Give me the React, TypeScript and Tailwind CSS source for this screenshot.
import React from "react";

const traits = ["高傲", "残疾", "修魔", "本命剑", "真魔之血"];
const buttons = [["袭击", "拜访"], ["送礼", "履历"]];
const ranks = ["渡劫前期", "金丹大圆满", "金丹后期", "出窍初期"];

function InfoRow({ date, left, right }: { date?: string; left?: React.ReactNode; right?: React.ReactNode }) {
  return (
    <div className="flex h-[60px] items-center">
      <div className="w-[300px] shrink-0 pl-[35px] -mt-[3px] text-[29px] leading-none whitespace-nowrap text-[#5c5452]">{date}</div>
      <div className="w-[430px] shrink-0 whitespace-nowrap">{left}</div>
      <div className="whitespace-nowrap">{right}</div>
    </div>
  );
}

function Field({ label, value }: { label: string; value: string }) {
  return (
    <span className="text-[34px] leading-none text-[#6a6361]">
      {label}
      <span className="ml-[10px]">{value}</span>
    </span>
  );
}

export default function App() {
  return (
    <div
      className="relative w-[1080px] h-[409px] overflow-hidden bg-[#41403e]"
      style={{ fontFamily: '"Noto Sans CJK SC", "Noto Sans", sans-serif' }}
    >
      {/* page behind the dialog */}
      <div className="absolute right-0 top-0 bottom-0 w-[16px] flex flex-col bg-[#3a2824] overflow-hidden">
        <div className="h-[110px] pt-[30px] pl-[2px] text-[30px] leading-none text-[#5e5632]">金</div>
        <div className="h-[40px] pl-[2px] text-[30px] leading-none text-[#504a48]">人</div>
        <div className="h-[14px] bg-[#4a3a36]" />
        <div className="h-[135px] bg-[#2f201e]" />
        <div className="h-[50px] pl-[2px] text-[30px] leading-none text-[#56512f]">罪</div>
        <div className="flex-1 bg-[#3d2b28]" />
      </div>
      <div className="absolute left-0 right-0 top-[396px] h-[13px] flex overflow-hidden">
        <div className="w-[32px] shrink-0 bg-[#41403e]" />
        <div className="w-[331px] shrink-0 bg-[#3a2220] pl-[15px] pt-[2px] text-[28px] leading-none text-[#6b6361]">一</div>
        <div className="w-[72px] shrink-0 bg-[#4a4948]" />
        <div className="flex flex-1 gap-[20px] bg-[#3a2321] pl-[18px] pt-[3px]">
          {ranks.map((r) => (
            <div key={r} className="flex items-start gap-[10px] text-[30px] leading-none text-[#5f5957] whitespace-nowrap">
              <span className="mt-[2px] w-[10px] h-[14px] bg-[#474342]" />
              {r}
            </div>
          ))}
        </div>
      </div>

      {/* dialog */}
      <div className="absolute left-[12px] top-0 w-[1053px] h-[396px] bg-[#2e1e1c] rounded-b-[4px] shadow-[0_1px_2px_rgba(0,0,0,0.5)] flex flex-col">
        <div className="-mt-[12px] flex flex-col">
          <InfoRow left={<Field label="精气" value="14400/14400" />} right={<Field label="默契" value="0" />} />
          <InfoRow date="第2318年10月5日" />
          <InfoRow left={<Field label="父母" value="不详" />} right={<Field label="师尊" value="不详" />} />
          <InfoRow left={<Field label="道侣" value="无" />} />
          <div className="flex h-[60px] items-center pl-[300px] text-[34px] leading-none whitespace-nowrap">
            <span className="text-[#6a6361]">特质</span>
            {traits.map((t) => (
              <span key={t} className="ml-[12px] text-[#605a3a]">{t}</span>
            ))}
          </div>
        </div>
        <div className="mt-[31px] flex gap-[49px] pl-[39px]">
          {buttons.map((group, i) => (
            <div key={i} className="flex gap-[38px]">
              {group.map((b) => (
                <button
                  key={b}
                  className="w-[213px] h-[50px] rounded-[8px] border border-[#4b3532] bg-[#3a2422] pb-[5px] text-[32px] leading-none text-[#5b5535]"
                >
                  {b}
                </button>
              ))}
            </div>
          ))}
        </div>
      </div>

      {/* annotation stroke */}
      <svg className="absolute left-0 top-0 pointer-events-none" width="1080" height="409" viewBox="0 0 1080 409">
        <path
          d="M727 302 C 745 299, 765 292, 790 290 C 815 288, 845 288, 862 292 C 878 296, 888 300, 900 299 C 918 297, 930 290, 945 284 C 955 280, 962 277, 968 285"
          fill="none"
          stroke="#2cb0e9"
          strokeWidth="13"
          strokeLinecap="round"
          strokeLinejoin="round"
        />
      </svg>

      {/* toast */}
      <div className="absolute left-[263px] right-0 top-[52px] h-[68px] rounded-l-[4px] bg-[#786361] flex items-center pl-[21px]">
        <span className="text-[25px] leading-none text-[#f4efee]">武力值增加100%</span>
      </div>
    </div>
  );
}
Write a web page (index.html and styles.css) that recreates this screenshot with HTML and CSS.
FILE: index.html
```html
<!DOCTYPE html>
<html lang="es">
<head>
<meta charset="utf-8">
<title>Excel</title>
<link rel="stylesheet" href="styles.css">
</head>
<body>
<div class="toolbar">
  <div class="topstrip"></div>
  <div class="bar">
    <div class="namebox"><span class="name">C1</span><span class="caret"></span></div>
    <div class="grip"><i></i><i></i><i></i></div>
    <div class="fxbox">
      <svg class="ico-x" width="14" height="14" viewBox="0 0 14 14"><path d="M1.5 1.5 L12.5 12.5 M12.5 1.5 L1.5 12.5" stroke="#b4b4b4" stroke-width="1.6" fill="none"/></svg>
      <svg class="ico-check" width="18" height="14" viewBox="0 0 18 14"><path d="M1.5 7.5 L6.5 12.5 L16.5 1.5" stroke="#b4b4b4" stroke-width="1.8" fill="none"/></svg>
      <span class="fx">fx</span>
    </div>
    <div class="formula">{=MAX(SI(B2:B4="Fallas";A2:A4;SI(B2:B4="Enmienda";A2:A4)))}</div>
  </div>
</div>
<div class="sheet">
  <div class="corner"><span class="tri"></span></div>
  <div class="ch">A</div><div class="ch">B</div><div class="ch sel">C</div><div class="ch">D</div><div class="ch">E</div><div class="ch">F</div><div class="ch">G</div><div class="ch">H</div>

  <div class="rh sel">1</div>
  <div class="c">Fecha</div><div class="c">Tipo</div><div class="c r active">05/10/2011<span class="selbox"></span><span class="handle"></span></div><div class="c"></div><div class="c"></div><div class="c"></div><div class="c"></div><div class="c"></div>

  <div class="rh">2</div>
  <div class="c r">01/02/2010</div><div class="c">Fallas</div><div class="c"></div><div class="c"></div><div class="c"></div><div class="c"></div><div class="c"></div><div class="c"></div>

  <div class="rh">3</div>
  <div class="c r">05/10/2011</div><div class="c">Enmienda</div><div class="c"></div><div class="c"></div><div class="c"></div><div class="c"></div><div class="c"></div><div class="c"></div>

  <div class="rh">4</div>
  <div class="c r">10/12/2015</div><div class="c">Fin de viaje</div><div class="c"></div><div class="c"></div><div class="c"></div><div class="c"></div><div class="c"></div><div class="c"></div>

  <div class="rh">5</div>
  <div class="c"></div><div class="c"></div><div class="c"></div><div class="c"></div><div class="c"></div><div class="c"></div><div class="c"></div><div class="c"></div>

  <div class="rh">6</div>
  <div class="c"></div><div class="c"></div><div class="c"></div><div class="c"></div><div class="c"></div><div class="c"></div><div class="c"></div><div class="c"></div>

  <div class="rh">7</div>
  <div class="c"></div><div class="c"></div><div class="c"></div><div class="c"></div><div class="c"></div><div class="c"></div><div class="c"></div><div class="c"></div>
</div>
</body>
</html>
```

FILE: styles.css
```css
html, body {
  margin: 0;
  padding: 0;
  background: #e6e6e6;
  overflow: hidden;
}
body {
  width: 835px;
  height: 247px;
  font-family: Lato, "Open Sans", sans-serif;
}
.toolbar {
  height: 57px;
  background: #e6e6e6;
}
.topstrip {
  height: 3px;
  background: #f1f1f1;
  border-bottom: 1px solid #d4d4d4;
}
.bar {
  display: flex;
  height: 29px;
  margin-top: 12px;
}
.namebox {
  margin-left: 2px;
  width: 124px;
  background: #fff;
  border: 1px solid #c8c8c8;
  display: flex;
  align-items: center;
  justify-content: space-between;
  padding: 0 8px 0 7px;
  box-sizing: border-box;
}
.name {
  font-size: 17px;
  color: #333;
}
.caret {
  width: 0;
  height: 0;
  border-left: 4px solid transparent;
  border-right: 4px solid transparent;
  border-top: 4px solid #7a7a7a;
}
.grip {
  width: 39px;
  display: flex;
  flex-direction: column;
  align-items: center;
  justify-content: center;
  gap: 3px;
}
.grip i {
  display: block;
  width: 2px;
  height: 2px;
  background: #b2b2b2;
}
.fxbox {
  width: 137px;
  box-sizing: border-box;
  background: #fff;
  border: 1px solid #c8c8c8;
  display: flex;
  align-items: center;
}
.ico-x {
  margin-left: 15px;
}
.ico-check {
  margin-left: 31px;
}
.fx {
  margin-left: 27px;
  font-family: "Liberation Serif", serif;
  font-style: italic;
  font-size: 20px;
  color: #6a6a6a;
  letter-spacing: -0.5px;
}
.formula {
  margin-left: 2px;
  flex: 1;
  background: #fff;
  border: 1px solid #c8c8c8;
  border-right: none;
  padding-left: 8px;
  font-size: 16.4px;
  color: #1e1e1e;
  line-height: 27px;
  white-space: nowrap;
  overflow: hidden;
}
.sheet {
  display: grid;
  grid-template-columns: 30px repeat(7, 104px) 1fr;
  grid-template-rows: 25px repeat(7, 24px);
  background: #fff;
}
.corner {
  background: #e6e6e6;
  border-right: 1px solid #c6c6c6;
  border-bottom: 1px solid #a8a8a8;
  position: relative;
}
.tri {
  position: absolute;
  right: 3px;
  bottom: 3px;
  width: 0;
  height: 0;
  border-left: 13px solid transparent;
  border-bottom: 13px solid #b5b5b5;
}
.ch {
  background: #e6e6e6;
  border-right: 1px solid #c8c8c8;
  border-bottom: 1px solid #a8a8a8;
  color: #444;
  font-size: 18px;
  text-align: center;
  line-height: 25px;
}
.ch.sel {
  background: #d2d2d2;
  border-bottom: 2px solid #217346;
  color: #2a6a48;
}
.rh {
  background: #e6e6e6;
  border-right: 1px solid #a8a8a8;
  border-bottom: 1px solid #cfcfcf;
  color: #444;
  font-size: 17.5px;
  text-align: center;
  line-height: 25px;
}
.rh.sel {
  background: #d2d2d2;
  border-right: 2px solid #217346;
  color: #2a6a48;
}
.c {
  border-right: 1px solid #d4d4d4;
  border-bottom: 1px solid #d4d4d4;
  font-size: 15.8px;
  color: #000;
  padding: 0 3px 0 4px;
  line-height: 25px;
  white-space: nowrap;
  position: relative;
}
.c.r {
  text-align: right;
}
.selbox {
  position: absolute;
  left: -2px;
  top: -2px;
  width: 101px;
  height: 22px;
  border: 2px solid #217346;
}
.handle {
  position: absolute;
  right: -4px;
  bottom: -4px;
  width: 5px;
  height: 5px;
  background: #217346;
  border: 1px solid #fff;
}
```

=-=-=-=-=

What to produce
In the records above, locate the lines holding the word "React". Copy each of them.

Solution below
Give me the React, TypeScript and Tailwind CSS source for this screenshot.
import React from "react";
function InfoRow({ date, left, right }: { date?: string; left?: React.ReactNode; right?: React.ReactNode }) {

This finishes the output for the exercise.